# [Directions for this task]
Go through the listing and set it down exactly, leaving out its pictures.

# [Supplied material]
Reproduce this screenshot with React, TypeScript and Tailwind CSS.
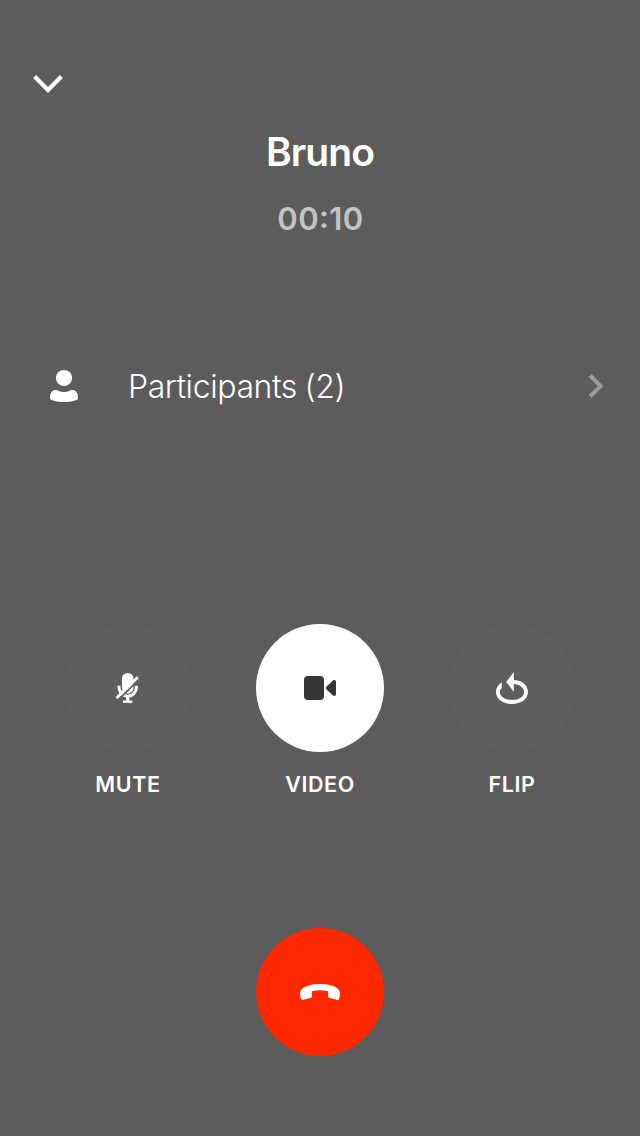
import type { ReactNode } from "react";

function ChevronDown() {
  return (
    <svg width="32" height="20" viewBox="0 0 32 20" fill="none" stroke="#fff" strokeWidth="4.200">
      <path d="M2.6 2.6 16 16 29.4 2.6" />
    </svg>
  );
}

function ChevronRight() {
  return (
    <svg width="16" height="24" viewBox="0 0 16 24" fill="none" stroke="#9b9b9b" strokeWidth="4">
      <path d="M1.2 1.5 11.600 12 1.2 22.5" />
    </svg>
  );
}

function Person() {
  return (
    <svg width="28" height="34" viewBox="0 0 28 34" fill="#fff">
      <circle cx="14" cy="9" r="8.1" />
      <path d="M5 21C7 20.6 9.500 23 14 23s7-2.400 9-2c3 .3 5 3.400 5 8 0 .8-.3 1.300-1 1.700C23.500 32.300 18.800 33 14 33S4.500 32.300 1 30.700C.3 30.300 0 29.800 0 29c0-4.600 2-7.700 5-8Z" />
    </svg>
  );
}

function MutedMic() {
  return (
    <svg width="56" height="48" viewBox="0 0 56 48" fill="none">
      <rect x="22" y="8.900" width="11.400" height="20.500" rx="5.700" fill="#fff" />
      <path d="M19 21.700V23.500a8.700 8.700 0 0 0 17.400 0V21.700" stroke="#fff" strokeWidth="3" />
      <path d="M27.700 32v6" stroke="#fff" strokeWidth="3.200" />
      <path d="M23 37.700h9.200" stroke="#fff" strokeWidth="2.400" />
      <path d="M39.300 15.200 18.300 35.800" stroke="#5e5e5e" strokeWidth="1.800" />
      <path d="M37.800 13.200 16.600 34" stroke="#fff" strokeWidth="2.800" />
    </svg>
  );
}

function Camera() {
  return (
    <svg width="56" height="48" viewBox="0 0 56 48" fill="#33373a">
      <rect x="12" y="12" width="20" height="24" rx="4" />
      <path d="M34.600 22.500 41 16.500c1-.8 3-.4 3 1.200v12.600c0 1.600-2 2-3 1.200l-6.400-6c-.9-.9-.9-2.100 0-3Z" />
    </svg>
  );
}

function Flip() {
  return (
    <svg width="56" height="48" viewBox="0 0 56 48" fill="#fff">
      <path d="M17.800 18.300v5.600c-1.300 1.100-1.900 2.500-1.900 4.100 0 4.600 5 8 12.100 8s12.100-3.400 12.100-8c0-4.400-4.500-7.600-10.300-8v7.700L22.200 18 29.800 8v8C38 16.300 44 21 44 28c0 7-6.800 12-16 12s-16-5-16-12c0-4.100 2-7.400 5.800-9.700Z" />
    </svg>
  );
}

function HangUp() {
  return (
    <svg width="42" height="18" viewBox="0 0 42 18" fill="#fff">
      <path d="M1 10.300C1 4.400 9.600 1 21 1s20 3.400 20 9.300c0 2.100-.4 4.200-1.200 6.200-.2.500-.6.600-1.200.5l-8.500-2.200c-.7-.2-1-.5-1-1.200V8.200C26.700 7.500 24 7.200 21 7.200s-5.700.3-8.100 1v5.400c0 .7-.3 1-1 1.200L3.400 17c-.6.100-1 0-1.200-.5C1.400 14.500 1 12.400 1 10.300Z" />
    </svg>
  );
}

function CallAction({ label, icon, active = false }: { label: string; icon: ReactNode; active?: boolean }) {
  return (
    <button className="flex w-32 flex-col items-center">
      <span className={`flex size-32 items-center justify-center rounded-full ${active ? "bg-white" : "bg-[#5e5e5e]"}`}>
        {icon}
      </span>
      <span className="mt-4 text-[21.5px] leading-8 font-semibold tracking-[0.6px]">{label}</span>
    </button>
  );
}

export default function App() {
  return (
    <main className="flex h-[1136px] w-[640px] flex-col bg-[#5c5c5c] font-['Inter',sans-serif] text-white">
      <header className="flex flex-col pt-[74px]">
        <button className="ml-8 w-8" aria-label="Minimize call"><ChevronDown /></button>
        <h1 className="mt-[34px] text-center text-[39px] leading-[48px] font-semibold tracking-[-0.9px]">Bruno</h1>
        <p className="mt-[23px] pl-px text-center text-[31px] leading-10 font-semibold tracking-[0.4px] text-[#c3c3c3]">
          00<span className="inline-block -translate-y-0.5">:</span>10
        </p>
      </header>
      <button className="mt-[115px] flex h-16 items-center pr-[35px] pl-[50px] text-left">
        <Person />
        <span className="ml-[50px] grow pt-px text-[32px] leading-10 font-light tracking-[-0.4px] [word-spacing:-1px]">Participants (2)</span>
        <ChevronRight />
      </button>
      <section className="mt-[206px] flex justify-between px-16">
        <CallAction label="MUTE" icon={<MutedMic />} />
        <CallAction label="VIDEO" icon={<Camera />} active />
        <CallAction label="FLIP" icon={<Flip />} />
      </section>
      <button aria-label="End call" className="mt-32 flex size-32 items-center justify-center self-center rounded-full bg-[#ff2800]">
        <HangUp />
      </button>
    </main>
  );
}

# [Answer in full]
Reproduce this screenshot with React, TypeScript and Tailwind CSS.
import type { ReactNode } from "react";

function ChevronDown() {
  return (
    <svg width="32" height="20" viewBox="0 0 32 20" fill="none" stroke="#fff" strokeWidth="4.200">
      <path d="M2.6 2.6 16 16 29.4 2.6" />
    </svg>
  );
}

function ChevronRight() {
  return (
    <svg width="16" height="24" viewBox="0 0 16 24" fill="none" stroke="#9b9b9b" strokeWidth="4">
      <path d="M1.2 1.5 11.600 12 1.2 22.5" />
    </svg>
  );
}

function Person() {
  return (
    <svg width="28" height="34" viewBox="0 0 28 34" fill="#fff">
      <circle cx="14" cy="9" r="8.1" />
      <path d="M5 21C7 20.6 9.500 23 14 23s7-2.400 9-2c3 .3 5 3.400 5 8 0 .8-.3 1.300-1 1.700C23.500 32.300 18.800 33 14 33S4.500 32.300 1 30.700C.3 30.300 0 29.800 0 29c0-4.600 2-7.700 5-8Z" />
    </svg>
  );
}

function MutedMic() {
  return (
    <svg width="56" height="48" viewBox="0 0 56 48" fill="none">
      <rect x="22" y="8.900" width="11.400" height="20.500" rx="5.700" fill="#fff" />
      <path d="M19 21.700V23.500a8.700 8.700 0 0 0 17.400 0V21.700" stroke="#fff" strokeWidth="3" />
      <path d="M27.700 32v6" stroke="#fff" strokeWidth="3.200" />
      <path d="M23 37.700h9.200" stroke="#fff" strokeWidth="2.400" />
      <path d="M39.300 15.200 18.300 35.800" stroke="#5e5e5e" strokeWidth="1.800" />
      <path d="M37.800 13.200 16.600 34" stroke="#fff" strokeWidth="2.800" />
    </svg>
  );
}

function Camera() {
  return (
    <svg width="56" height="48" viewBox="0 0 56 48" fill="#33373a">
      <rect x="12" y="12" width="20" height="24" rx="4" />
      <path d="M34.600 22.500 41 16.500c1-.8 3-.4 3 1.200v12.600c0 1.600-2 2-3 1.200l-6.400-6c-.9-.9-.9-2.100 0-3Z" />
    </svg>
  );
}

function Flip() {
  return (
    <svg width="56" height="48" viewBox="0 0 56 48" fill="#fff">
      <path d="M17.800 18.300v5.600c-1.300 1.100-1.900 2.500-1.900 4.100 0 4.600 5 8 12.100 8s12.100-3.400 12.100-8c0-4.400-4.500-7.600-10.300-8v7.700L22.200 18 29.800 8v8C38 16.300 44 21 44 28c0 7-6.800 12-16 12s-16-5-16-12c0-4.100 2-7.400 5.800-9.700Z" />
    </svg>
  );
}

function HangUp() {
  return (
    <svg width="42" height="18" viewBox="0 0 42 18" fill="#fff">
      <path d="M1 10.300C1 4.400 9.600 1 21 1s20 3.400 20 9.300c0 2.100-.4 4.200-1.200 6.200-.2.500-.6.600-1.200.5l-8.500-2.200c-.7-.2-1-.5-1-1.200V8.200C26.700 7.500 24 7.200 21 7.200s-5.700.3-8.100 1v5.400c0 .7-.3 1-1 1.200L3.400 17c-.6.100-1 0-1.200-.5C1.400 14.500 1 12.400 1 10.300Z" />
    </svg>
  );
}

function CallAction({ label, icon, active = false }: { label: string; icon: ReactNode; active?: boolean }) {
  return (
    <button className="flex w-32 flex-col items-center">
      <span className={`flex size-32 items-center justify-center rounded-full ${active ? "bg-white" : "bg-[#5e5e5e]"}`}>
        {icon}
      </span>
      <span className="mt-4 text-[21.5px] leading-8 font-semibold tracking-[0.6px]">{label}</span>
    </button>
  );
}

export default function App() {
  return (
    <main className="flex h-[1136px] w-[640px] flex-col bg-[#5c5c5c] font-['Inter',sans-serif] text-white">
      <header className="flex flex-col pt-[74px]">
        <button className="ml-8 w-8" aria-label="Minimize call"><ChevronDown /></button>
        <h1 className="mt-[34px] text-center text-[39px] leading-[48px] font-semibold tracking-[-0.9px]">Bruno</h1>
        <p className="mt-[23px] pl-px text-center text-[31px] leading-10 font-semibold tracking-[0.4px] text-[#c3c3c3]">
          00<span className="inline-block -translate-y-0.5">:</span>10
        </p>
      </header>
      <button className="mt-[115px] flex h-16 items-center pr-[35px] pl-[50px] text-left">
        <Person />
        <span className="ml-[50px] grow pt-px text-[32px] leading-10 font-light tracking-[-0.4px] [word-spacing:-1px]">Participants (2)</span>
        <ChevronRight />
      </button>
      <section className="mt-[206px] flex justify-between px-16">
        <CallAction label="MUTE" icon={<MutedMic />} />
        <CallAction label="VIDEO" icon={<Camera />} active />
        <CallAction label="FLIP" icon={<Flip />} />
      </section>
      <button aria-label="End call" className="mt-32 flex size-32 items-center justify-center self-center rounded-full bg-[#ff2800]">
        <HangUp />
      </button>
    </main>
  );
}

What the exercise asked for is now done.